Written task: Work through the entries below and report how many lines include "that". The number alone is the answer.

── Entries provided ──

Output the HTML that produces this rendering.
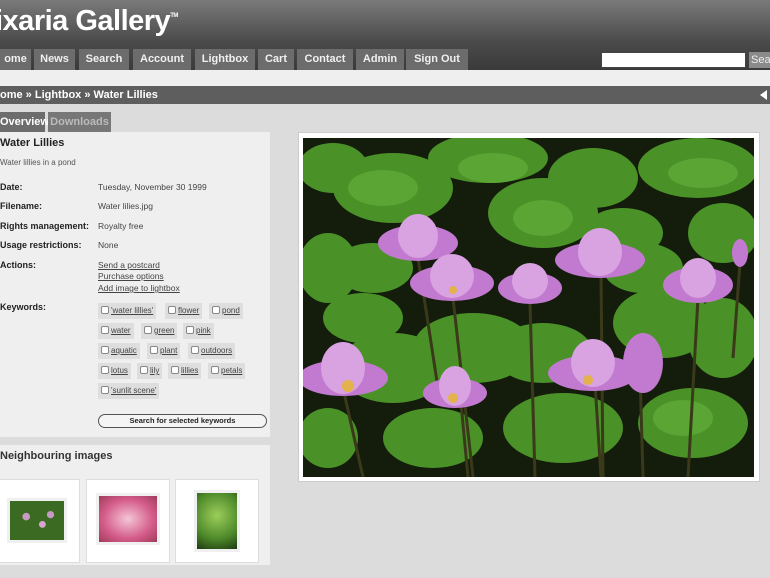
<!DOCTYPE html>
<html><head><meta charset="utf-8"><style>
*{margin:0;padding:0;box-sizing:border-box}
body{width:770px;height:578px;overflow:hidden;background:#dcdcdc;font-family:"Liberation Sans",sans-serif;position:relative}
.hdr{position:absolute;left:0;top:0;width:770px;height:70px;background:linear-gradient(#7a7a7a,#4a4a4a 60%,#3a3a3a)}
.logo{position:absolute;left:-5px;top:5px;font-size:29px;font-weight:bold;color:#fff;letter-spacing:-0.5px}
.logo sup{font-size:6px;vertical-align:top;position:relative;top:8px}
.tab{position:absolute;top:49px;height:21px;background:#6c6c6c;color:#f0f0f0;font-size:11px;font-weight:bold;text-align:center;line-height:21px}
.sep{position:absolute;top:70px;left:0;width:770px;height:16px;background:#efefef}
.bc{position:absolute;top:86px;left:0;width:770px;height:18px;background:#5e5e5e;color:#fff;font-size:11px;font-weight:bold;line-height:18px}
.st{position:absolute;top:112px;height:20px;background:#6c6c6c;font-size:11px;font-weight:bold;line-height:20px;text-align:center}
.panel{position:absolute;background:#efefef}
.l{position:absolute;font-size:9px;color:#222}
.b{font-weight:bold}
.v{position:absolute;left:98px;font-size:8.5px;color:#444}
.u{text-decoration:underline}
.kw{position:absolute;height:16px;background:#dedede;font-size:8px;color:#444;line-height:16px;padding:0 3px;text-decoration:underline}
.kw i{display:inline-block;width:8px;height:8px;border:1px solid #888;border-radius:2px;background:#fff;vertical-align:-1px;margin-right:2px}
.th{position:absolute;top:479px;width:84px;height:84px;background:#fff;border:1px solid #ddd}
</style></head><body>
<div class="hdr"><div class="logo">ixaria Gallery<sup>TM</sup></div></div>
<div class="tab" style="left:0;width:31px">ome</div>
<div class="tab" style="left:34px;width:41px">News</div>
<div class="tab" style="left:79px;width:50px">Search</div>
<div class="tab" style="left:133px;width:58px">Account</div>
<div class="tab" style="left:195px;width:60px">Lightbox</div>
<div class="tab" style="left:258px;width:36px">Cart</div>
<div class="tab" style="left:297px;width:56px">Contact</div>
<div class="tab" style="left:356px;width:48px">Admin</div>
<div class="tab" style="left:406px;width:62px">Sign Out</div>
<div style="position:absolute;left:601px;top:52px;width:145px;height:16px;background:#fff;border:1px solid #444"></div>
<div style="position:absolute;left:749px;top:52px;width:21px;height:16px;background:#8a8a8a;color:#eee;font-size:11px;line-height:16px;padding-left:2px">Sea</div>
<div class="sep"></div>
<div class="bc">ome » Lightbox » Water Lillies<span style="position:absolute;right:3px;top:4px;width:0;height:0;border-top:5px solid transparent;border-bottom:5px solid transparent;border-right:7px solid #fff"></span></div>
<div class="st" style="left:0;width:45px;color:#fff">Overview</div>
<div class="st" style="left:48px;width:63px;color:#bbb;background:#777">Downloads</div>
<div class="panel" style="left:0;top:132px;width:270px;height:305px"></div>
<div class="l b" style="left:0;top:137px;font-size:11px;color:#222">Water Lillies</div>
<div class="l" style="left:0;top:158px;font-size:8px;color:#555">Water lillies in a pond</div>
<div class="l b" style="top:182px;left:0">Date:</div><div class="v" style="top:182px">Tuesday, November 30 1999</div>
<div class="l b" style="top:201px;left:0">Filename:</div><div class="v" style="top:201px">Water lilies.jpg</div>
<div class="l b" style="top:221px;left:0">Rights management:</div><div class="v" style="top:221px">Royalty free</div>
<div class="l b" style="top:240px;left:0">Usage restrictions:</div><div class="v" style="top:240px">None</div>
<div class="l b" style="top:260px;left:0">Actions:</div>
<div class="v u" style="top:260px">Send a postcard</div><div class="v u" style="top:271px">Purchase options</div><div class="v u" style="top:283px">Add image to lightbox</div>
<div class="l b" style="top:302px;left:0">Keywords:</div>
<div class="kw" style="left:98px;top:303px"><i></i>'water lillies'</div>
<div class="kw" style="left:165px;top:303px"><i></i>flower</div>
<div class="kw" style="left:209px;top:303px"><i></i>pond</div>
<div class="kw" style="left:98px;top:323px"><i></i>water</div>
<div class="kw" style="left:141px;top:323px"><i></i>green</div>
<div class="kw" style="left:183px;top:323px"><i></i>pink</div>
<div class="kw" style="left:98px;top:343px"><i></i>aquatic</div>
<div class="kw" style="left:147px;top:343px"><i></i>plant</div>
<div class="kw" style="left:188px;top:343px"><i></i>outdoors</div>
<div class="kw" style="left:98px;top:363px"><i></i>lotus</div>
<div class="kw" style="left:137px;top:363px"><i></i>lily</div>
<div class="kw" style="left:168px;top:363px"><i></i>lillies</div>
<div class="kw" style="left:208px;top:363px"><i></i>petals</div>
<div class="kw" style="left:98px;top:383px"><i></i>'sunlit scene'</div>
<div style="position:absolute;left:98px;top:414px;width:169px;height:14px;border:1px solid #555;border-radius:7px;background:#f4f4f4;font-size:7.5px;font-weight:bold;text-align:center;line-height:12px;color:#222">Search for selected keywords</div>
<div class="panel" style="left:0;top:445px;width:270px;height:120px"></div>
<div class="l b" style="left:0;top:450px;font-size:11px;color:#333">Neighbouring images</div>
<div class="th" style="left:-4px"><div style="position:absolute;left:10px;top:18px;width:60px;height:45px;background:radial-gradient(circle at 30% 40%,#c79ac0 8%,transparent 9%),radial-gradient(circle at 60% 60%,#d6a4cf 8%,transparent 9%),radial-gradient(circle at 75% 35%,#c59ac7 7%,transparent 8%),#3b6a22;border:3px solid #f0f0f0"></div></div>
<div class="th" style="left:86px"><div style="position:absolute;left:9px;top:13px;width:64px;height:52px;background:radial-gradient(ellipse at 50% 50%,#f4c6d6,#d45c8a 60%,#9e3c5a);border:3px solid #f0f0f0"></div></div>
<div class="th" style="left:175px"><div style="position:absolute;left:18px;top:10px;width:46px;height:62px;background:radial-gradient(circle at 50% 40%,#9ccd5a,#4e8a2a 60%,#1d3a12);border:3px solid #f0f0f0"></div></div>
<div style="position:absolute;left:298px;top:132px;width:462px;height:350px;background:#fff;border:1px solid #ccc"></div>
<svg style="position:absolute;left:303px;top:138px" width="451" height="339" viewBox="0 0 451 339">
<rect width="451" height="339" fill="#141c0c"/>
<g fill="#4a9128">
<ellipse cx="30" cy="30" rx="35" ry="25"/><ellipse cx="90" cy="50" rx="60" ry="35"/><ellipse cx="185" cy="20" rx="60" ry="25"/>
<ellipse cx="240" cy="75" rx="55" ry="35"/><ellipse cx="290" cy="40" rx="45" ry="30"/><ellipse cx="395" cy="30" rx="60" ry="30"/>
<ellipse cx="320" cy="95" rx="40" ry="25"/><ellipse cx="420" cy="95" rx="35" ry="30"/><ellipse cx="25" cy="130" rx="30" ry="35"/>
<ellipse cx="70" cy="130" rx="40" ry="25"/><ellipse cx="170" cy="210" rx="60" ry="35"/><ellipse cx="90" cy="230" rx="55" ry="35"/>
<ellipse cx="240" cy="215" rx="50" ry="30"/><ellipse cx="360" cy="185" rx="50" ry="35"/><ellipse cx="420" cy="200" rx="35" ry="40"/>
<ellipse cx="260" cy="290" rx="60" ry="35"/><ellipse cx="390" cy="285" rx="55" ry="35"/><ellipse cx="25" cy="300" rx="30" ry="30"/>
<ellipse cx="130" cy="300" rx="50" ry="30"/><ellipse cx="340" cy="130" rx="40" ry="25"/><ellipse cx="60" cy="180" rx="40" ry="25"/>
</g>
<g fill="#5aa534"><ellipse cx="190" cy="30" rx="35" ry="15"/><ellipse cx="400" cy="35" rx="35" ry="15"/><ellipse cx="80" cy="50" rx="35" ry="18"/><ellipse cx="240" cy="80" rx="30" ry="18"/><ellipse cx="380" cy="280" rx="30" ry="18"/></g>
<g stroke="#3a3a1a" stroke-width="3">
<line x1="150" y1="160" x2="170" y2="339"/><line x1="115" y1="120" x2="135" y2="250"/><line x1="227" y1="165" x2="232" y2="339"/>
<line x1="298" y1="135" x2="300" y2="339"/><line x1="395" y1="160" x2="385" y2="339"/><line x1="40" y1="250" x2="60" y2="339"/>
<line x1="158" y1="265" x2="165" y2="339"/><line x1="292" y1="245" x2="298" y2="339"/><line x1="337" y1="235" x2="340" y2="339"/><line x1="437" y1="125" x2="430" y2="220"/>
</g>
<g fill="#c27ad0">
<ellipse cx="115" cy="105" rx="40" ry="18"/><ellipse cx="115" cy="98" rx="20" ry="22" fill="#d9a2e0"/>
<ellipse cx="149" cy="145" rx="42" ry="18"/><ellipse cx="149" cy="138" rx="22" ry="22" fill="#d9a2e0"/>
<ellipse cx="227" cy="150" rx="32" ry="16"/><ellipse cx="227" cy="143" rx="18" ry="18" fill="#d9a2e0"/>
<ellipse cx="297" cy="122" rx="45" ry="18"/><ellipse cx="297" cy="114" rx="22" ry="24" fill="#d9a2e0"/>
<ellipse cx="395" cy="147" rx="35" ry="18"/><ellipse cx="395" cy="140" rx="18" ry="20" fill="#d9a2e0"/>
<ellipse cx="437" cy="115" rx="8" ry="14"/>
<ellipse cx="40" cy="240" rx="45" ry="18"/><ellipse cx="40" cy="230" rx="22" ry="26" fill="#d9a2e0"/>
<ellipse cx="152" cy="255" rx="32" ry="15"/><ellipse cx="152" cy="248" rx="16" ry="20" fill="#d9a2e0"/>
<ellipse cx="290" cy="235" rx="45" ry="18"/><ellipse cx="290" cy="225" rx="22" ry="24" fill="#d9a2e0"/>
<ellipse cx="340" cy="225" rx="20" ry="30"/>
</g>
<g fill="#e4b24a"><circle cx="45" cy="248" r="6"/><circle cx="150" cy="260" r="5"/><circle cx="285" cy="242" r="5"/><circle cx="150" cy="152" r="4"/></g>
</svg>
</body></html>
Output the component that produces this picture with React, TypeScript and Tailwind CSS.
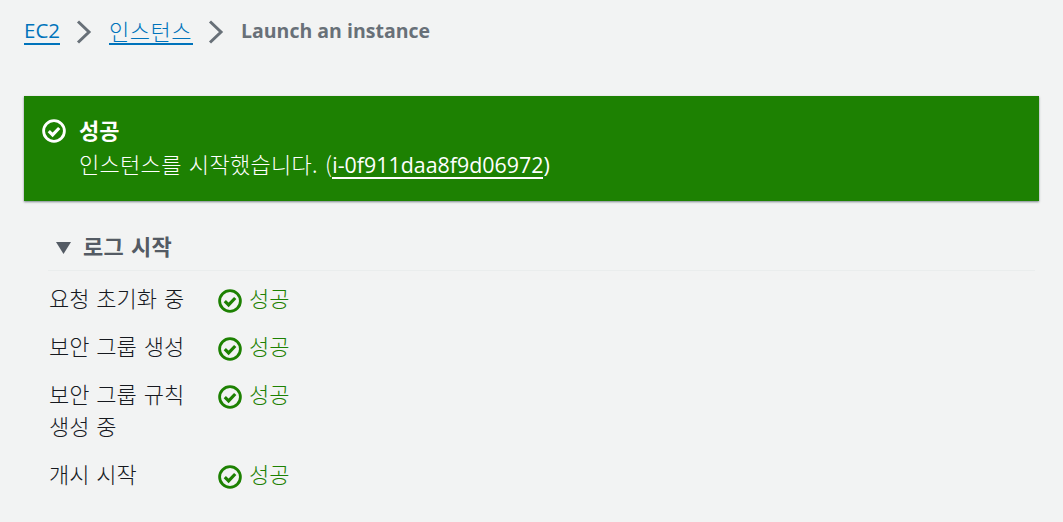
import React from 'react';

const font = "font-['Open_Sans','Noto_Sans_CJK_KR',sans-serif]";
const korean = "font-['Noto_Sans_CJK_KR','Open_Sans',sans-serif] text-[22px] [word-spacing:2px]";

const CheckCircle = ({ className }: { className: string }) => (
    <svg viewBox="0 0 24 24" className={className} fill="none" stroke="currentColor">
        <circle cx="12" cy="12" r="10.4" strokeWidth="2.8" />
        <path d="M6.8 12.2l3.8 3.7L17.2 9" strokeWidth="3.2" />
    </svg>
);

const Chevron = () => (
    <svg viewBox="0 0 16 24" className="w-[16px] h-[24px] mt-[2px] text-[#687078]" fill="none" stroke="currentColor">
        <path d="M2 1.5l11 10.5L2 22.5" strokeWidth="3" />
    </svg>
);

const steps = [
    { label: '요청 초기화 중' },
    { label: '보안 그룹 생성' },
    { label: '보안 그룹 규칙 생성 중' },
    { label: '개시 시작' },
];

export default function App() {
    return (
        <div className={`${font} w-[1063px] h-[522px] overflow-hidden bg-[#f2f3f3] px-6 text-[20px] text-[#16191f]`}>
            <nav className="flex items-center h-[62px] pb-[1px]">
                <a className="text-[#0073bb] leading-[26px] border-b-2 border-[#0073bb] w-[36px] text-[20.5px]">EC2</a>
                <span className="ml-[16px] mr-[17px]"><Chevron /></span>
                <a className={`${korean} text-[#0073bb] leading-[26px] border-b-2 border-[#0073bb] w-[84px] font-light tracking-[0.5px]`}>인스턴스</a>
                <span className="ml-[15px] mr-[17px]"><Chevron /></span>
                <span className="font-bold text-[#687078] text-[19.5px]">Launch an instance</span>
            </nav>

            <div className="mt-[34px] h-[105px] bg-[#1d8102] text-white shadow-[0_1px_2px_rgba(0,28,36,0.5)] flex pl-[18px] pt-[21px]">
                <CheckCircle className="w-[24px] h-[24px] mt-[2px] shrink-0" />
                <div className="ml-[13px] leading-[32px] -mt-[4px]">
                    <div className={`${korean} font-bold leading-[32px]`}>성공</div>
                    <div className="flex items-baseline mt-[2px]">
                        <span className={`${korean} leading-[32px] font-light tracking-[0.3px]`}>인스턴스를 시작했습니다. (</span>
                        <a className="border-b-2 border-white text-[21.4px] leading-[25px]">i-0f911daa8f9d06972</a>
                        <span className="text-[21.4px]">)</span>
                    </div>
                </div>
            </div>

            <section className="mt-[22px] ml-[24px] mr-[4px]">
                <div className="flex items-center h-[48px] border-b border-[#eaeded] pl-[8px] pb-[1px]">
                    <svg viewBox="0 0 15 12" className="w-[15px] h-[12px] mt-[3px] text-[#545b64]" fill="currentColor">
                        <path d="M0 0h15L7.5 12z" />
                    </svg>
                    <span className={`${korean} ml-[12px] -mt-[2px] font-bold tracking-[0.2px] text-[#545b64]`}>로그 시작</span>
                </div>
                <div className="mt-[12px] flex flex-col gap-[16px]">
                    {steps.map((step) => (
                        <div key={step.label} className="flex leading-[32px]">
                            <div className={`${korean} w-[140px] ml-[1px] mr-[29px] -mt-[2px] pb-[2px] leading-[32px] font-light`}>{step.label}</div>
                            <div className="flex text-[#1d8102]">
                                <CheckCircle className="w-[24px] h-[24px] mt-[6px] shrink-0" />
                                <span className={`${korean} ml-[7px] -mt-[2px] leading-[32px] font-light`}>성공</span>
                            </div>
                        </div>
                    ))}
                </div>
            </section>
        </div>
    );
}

───

Full solution: 2